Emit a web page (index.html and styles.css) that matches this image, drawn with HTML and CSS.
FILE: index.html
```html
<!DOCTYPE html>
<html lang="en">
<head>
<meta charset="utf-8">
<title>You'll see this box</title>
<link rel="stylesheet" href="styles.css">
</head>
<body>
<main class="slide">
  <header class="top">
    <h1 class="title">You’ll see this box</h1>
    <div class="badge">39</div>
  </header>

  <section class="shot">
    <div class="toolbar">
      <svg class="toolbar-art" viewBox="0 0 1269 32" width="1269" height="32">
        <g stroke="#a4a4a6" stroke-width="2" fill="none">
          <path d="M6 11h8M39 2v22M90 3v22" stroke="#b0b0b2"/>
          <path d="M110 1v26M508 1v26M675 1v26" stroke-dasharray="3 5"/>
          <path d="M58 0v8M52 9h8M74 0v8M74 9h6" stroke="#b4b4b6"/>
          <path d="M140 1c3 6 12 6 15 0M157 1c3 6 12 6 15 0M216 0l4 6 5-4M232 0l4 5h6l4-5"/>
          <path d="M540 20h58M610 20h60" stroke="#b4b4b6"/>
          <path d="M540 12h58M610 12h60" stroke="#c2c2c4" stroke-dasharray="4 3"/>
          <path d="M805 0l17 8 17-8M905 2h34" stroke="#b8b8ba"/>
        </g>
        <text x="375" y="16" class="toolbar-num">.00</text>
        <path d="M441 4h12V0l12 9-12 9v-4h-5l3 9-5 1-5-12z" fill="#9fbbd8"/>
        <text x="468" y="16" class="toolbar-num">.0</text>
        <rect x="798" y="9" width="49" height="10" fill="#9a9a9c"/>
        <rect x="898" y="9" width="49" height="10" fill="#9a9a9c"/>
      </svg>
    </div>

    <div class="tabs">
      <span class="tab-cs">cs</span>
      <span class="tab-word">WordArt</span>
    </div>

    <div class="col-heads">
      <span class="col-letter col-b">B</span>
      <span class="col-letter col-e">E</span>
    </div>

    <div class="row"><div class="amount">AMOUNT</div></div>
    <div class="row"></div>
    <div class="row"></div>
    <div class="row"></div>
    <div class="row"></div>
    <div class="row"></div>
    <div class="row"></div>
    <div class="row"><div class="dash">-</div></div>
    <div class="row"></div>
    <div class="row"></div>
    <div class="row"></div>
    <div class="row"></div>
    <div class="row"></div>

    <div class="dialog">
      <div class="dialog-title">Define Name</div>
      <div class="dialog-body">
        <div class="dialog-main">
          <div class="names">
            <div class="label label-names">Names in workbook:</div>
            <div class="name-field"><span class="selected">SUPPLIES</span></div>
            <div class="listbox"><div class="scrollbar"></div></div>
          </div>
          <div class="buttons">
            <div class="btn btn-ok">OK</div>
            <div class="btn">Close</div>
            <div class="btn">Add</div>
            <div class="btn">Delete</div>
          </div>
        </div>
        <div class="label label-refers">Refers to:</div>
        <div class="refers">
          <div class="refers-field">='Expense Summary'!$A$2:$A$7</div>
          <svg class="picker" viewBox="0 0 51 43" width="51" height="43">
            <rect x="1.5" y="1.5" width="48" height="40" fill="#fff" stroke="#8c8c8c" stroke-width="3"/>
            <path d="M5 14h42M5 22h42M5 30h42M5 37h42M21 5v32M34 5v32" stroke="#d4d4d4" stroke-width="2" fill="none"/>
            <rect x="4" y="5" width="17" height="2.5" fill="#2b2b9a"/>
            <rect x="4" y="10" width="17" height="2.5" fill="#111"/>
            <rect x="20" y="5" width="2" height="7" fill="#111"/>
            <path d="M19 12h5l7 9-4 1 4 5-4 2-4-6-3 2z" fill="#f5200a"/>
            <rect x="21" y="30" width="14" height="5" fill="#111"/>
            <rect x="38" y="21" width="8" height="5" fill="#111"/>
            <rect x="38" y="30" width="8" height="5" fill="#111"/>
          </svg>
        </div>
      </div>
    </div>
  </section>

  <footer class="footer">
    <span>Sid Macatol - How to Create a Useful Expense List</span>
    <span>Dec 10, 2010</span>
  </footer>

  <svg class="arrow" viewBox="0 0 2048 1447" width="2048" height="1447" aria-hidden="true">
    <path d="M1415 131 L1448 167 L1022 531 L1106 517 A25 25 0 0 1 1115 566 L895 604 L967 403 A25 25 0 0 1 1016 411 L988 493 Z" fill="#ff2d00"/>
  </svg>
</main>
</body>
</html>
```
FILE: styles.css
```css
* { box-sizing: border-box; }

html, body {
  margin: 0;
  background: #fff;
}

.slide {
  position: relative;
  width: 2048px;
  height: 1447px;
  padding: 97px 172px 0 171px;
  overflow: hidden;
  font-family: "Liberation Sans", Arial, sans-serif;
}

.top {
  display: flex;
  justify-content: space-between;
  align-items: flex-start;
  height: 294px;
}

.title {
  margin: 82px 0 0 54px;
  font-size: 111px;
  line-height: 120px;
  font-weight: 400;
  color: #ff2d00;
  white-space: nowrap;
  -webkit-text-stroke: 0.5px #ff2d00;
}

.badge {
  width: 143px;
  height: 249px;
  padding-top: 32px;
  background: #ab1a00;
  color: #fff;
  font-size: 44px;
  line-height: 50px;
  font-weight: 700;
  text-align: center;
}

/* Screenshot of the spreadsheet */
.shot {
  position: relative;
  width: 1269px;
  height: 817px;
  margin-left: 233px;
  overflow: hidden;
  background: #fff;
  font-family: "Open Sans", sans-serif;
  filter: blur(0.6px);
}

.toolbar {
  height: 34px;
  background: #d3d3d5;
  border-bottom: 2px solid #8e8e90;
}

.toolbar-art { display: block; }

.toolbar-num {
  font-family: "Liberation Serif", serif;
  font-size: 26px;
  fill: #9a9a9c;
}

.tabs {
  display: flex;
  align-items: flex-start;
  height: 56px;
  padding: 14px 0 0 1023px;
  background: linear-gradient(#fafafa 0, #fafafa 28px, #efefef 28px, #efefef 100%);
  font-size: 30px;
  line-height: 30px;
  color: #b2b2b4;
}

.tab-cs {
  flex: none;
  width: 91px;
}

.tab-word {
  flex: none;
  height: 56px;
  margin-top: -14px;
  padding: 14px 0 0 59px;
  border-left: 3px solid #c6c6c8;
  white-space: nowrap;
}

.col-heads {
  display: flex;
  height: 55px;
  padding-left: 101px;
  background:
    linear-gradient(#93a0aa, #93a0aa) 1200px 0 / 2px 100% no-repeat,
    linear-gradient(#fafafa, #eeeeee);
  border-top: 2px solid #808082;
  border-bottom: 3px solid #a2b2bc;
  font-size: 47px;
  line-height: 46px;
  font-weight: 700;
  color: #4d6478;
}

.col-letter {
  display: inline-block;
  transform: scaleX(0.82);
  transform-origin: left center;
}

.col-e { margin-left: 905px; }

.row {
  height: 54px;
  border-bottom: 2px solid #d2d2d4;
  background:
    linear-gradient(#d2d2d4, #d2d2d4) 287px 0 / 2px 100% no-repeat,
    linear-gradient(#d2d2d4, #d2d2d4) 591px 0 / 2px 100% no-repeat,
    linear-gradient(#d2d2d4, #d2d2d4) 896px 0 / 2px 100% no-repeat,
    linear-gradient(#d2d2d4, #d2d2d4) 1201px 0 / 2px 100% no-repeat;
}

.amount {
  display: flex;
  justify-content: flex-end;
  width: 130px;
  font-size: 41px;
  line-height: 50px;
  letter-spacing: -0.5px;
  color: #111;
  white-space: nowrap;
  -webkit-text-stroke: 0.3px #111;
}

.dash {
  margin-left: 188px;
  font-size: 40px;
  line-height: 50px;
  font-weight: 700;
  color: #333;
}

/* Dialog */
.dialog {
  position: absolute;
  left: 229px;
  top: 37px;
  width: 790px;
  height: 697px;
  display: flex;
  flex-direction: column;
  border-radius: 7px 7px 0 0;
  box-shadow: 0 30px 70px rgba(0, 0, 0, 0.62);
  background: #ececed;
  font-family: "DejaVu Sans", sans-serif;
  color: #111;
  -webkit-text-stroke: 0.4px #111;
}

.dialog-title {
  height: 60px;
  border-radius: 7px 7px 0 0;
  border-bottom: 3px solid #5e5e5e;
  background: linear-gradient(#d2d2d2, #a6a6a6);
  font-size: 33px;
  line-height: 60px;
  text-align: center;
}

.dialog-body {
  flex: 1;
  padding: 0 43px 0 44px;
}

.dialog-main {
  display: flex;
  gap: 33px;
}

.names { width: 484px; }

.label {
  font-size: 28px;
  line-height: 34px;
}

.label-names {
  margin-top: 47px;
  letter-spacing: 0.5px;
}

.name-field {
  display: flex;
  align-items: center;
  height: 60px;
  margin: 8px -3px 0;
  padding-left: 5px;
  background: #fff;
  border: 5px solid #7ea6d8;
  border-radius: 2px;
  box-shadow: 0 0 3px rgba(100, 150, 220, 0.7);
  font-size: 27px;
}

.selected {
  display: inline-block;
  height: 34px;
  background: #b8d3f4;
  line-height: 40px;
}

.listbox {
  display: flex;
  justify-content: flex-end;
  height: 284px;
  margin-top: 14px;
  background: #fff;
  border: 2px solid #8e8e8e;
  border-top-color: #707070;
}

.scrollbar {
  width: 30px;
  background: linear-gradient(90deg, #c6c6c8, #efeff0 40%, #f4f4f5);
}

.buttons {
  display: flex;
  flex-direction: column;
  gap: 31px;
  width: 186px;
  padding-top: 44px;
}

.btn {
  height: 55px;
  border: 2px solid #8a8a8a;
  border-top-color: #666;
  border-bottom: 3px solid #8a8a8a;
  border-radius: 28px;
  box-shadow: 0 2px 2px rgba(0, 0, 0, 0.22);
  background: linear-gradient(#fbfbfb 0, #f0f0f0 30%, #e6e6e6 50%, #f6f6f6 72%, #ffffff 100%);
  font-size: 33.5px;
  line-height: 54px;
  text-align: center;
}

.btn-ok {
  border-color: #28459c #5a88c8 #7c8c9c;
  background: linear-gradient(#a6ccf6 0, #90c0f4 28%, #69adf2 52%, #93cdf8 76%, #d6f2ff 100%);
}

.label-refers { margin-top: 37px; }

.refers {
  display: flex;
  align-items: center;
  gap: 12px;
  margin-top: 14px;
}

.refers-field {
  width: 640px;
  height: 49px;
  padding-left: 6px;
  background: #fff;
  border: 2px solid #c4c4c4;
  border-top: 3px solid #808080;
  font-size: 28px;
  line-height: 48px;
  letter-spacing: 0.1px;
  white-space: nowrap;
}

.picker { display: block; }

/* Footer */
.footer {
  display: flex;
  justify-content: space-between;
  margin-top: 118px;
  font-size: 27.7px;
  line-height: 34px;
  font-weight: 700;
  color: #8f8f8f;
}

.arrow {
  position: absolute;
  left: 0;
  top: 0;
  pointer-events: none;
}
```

WHAT TO WORK ON
How many lines in the listing above contain "styles"? Answer with the number alone.

RESPONSE TO THE TASK
3